◆ **Given material**:
§
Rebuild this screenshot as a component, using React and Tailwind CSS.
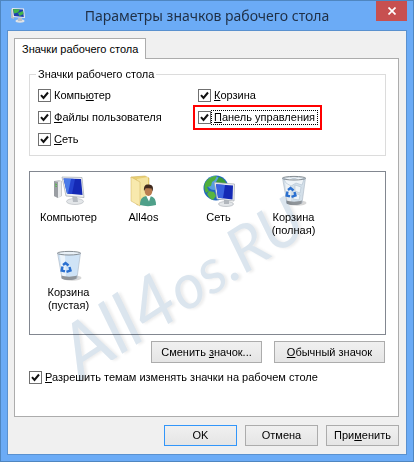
import React from "react";

const ListIcon = ({ children }) => (
  <svg viewBox="0 0 32 32" className="h-8 w-8" aria-hidden="true">
    {children}
  </svg>
);

const ComputerIcon = () => (
  <ListIcon>
    <path d="M1 6l5-1 3 1v15l-4 2-4-2z" fill="#c9cccf" />
    <path d="M1 6l4 1v16l-4-2z" fill="#9a9ea3" />
    <path d="M5 7l3-1v15l-3 2z" fill="#e8eaec" />
    <path d="M2 9l2 .5M2 11l2 .5" stroke="#54b64a" strokeWidth="1" />
    <ellipse cx="22" cy="26.500" rx="8.500" ry="3" fill="#e3e6e9" stroke="#aeb3b8" strokeWidth=".6" />
    <path d="M19 20l5 1 1 6h-5z" fill="#b6bbc1" />
    <path d="M9 2l20 .5 2 20-18-1.500z" fill="#eef0f2" stroke="#a5aab0" strokeWidth=".7" />
    <path d="M10.500 3.500l17.500.5 1.500 16-15.500-1.500z" fill="#1429b5" />
    <path d="M10.500 3.500l10 .3-5 14.700H14z" fill="#4a7be8" />
    <path d="M18 4l4 0-3 15-4-.4z" fill="#2443cf" />
  </ListIcon>
);

const UserFolderIcon = () => (
  <ListIcon>
    <path d="M3 2l14-1 4 2v24l-12 3z" fill="#e9cf74" stroke="#c9a848" strokeWidth=".5" />
    <path d="M9 4l11-2v24l-10 3z" fill="#f4e3a0" />
    <path d="M3 2l9 5v24l-9-5z" fill="#f8e9ad" stroke="#d0b05a" strokeWidth=".5" />
    <path d="M12 30c0-7 3-9 8-9s8 2 8 9c-5 1.500-11 1.500-16 0z" fill="#4fa08a" />
    <path d="M18 20.500h5l-2 6z" fill="#fff" />
    <ellipse cx="20.500" cy="16" rx="3.800" ry="5" fill="#b97c50" />
    <path d="M16 16c-.5-6 2-7 5-6.500s5 2 3.500 7l-1-3c-3 0-5-.5-6 0z" fill="#40291d" />
  </ListIcon>
);

const NetworkIcon = () => (
  <ListIcon>
    <circle cx="13" cy="13" r="12.500" fill="#2267bd" />
    <circle cx="11" cy="8" r="7" fill="#6fb6ee" opacity=".7" />
    <path d="M2 8c3-5 7-7 12-7l-2 4-3 2-1 4-4 1 2 4-3 2c-2-3-2-7-1-10z" fill="#4fae3c" />
    <path d="M16 2c4 1 7 4 8 8l-5-1-4 2-2-4z" fill="#3b9c36" />
    <path d="M6 16l5 1 2 4-3 4c-3-1-5-4-6-6z" fill="#57b53f" />
    <ellipse cx="23" cy="29" rx="7.500" ry="2.500" fill="#e3e6e9" stroke="#a5aab0" strokeWidth=".6" />
    <path d="M21 24l5 1v4h-5z" fill="#b1b6bc" />
    <path d="M11.500 7.500l20 1.500-.5 17-17-2z" fill="#eef0f2" stroke="#a5aab0" strokeWidth=".7" />
    <path d="M13 9.200l17 1.300-.5 14-14.500-1.800z" fill="#1429b5" />
    <path d="M13 9.200l9 .8-2 13.200-5-.5z" fill="#3a63df" />
  </ListIcon>
);

const BinIcon = ({ full }) => (
  <ListIcon>
    <ellipse cx="19" cy="28" rx="9.500" ry="2.700" fill="#c4c4c4" opacity=".7" />
    <path d="M4.500 3h23l-3.500 25c-4 2-11 2-15 0z" fill={full ? "#d3dfe9" : "#cfe3f6"} stroke="#a9b6c2" strokeWidth=".6" />
    <path d="M7 5h5l1 23-4-.5z" fill="#fff" opacity=".6" />
    {full && (
      <g fill="#eff4f8" stroke="#a8bacb" strokeWidth=".5">
        <path d="M6 4l5-2 5 2 5-2 5 2-2 6-6-2-5 3-5-3z" />
        <path d="M17 10l6 2-1 6-5-2zM16 18l6 2-1 5-6-1z" />
      </g>
    )}
    <path d="M8.500 25.500c4 1.500 11 1.500 15.500 0l-.5 3c-4 2-11 2-15 0z" fill="#8f9499" />
    <ellipse cx="16" cy="3.200" rx="11.500" ry="1.800" fill={full ? "none" : "#e9f1f8"} stroke="#7b8289" strokeWidth=".9" />
    <g fill="none" stroke="#2b70d0" strokeWidth="2.400">
      <path d="M10 15l2.500-2 3 2.500" />
      <path d="M9.500 16.500l-.8 4 3.300.8" />
      <path d="M16.500 17l1 3.500-4 1.300" />
    </g>
  </ListIcon>
);

const Check = ({ children, label = "" }) => (
  <label className="flex items-center gap-px whitespace-nowrap">
    <span className="relative flex h-[13px] w-[13px]">
      <input
        type="checkbox"
        defaultChecked
        className="h-[13px] w-[13px] appearance-none border border-[#707070] bg-white"
      />
      <svg viewBox="0 0 13 13" className="pointer-events-none absolute inset-0" aria-hidden="true">
        <path d="M3 6.200L5.500 9 10 3.500" fill="none" stroke="#111" strokeWidth="2" />
      </svg>
    </span>
    <span className={`px-[2px] ${label}`}>{children}</span>
  </label>
);

const PushButton = ({ children, className }) => (
  <button
    type="button"
    className={`border border-solid bg-linear-to-b from-[#f0f0f0] to-[#e5e5e5] whitespace-nowrap ${className}`}
  >
    {children}
  </button>
);

const desktopIcons = [
  { name: ["Компьютер"], icon: <ComputerIcon /> },
  { name: ["All4os"], icon: <UserFolderIcon /> },
  { name: ["Сеть"], icon: <NetworkIcon /> },
  { name: ["Корзина", "(полная)"], icon: <BinIcon full /> },
  { name: ["Корзина", "(пустая)"], icon: <BinIcon /> },
];

const App = () => {
  return (
    <div className="border border-[#4f86c0] bg-[#6babf6] px-[6px] pb-[6px] font-['Liberation_Sans',Arial,sans-serif] text-[11px] leading-[13px] text-black">
      <header className="flex h-[29px] items-start">
        <svg viewBox="0 0 16 16" className="mt-[6px] ml-[3px] h-4 w-4" aria-hidden="true">
          <path d="M1 2l3-1v11l-3-1z" fill="#b8bec4" />
          <path d="M2 1l12 .5 1 9.500L3 10z" fill="#e6e9ec" />
          <path d="M3 2l10 .5.800 7.500L4 9z" fill="#1d3fae" />
          <path d="M3 2l7 .4-2 3-4 1zM8 6l5-2 .5 3-4 2z" fill="#41b649" />
          <ellipse cx="10" cy="14" rx="4.500" ry="1.700" fill="#dfe2e6" />
          <path d="M8 11h4v3H8z" fill="#b9bec4" />
        </svg>
        <h1 className="flex-1 pt-[4px] pl-[12px] text-center font-['Noto_Sans',sans-serif] text-[14px] leading-[22px] text-[#1f2f45]">
          Параметры значков рабочего стола
        </h1>
        <button type="button" aria-label="Закрыть" className="flex h-5 w-[31px] items-center justify-center bg-[#c75050]">
          <svg viewBox="0 0 8 8" className="h-2 w-2" aria-hidden="true">
            <path d="M.5.5l7 7M7.500.5l-7 7" stroke="#fff" strokeWidth="1.700" />
          </svg>
        </button>
      </header>

      <main className="relative border border-[#5a91cf] bg-[#f0f0f0] pt-[7px] pr-[7px] pb-2 pl-[6px]">
        <div role="tablist" className="flex">
          <button
            type="button"
            role="tab"
            aria-selected="true"
            className="relative z-10 -mb-px h-[21px] border border-b-0 border-[#acacac] bg-white px-[7px]"
          >
            Значки рабочего стола
          </button>
        </div>

        <section className="border border-[#acacac] bg-white pt-[9px] pr-3 pb-[32px] pl-[14px]">
          <fieldset className="h-[88px] border border-[#dcdcdc] px-2">
            <legend className="-ml-[2px] px-[2px]">Значки рабочего стола</legend>
            <div className="grid grid-cols-[160px_1fr] pt-1">
              <div className="flex flex-col gap-[9px] pt-1">
                <Check>Компь<u>ю</u>тер</Check>
                <Check><u>Ф</u>айлы пользователя</Check>
                <Check><u>С</u>еть</Check>
              </div>
              <div className="flex flex-col items-start gap-[3px] pt-1">
                <Check><u>К</u>орзина</Check>
                <div className="-ml-[5px] border-2 border-[#ff0000] px-[3px] py-[4px]">
                  <Check label="outline-1 outline-dotted outline-black"><u>П</u>анель управления</Check>
                </div>
              </div>
            </div>
          </fieldset>

          <ul className="mt-[15px] flex h-[164px] flex-wrap content-start gap-y-2 border border-[#828790] px-px pt-[3px]">
            {desktopIcons.map((item) => (
              <li key={item.name.join(" ")} className="flex h-[67px] w-[75px] flex-col items-center text-center">
                {item.icon}
                <span className="mt-1">
                  {item.name.map((line) => (
                    <span key={line} className="block">{line}</span>
                  ))}
                </span>
              </li>
            ))}
          </ul>

          <div className="mt-[6px] flex justify-end gap-3 pr-px">
            <PushButton className="h-[22px] w-[111px] border-[#acacac]">Сменить <u>з</u>начок...</PushButton>
            <PushButton className="h-[22px] w-[111px] border-[#acacac]"><u>О</u>бычный значок</PushButton>
          </div>

          <div className="mt-2">
            <Check><u>Р</u>азрешить темам изменять значки на рабочем столе</Check>
          </div>
        </section>

        <div className="mt-2 flex justify-end gap-2">
          <PushButton className="h-[21px] w-[73px] border-[#3296fa]">OK</PushButton>
          <PushButton className="h-[21px] w-[73px] border-[#acacac]">Отмена</PushButton>
          <PushButton className="h-[21px] w-[73px] border-[#acacac]">При<u>м</u>енить</PushButton>
        </div>

        <span className="pointer-events-none absolute bottom-[66px] left-[78px] origin-bottom-left -rotate-33 font-['Lato',sans-serif] text-[62px] leading-none italic whitespace-nowrap text-[#dbe5ee] mix-blend-multiply [text-shadow:2px_2px_3px_#00000014]">
          <span className="text-[74px] leading-none">All4</span>os.RU
        </span>
      </main>
    </div>
  );
};

export default App;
§
◆ **Work to do**:
From the listing above, collect every line that mentions the word "React".

◆ **Final answer**:
Rebuild this screenshot as a component, using React and Tailwind CSS.
import React from "react";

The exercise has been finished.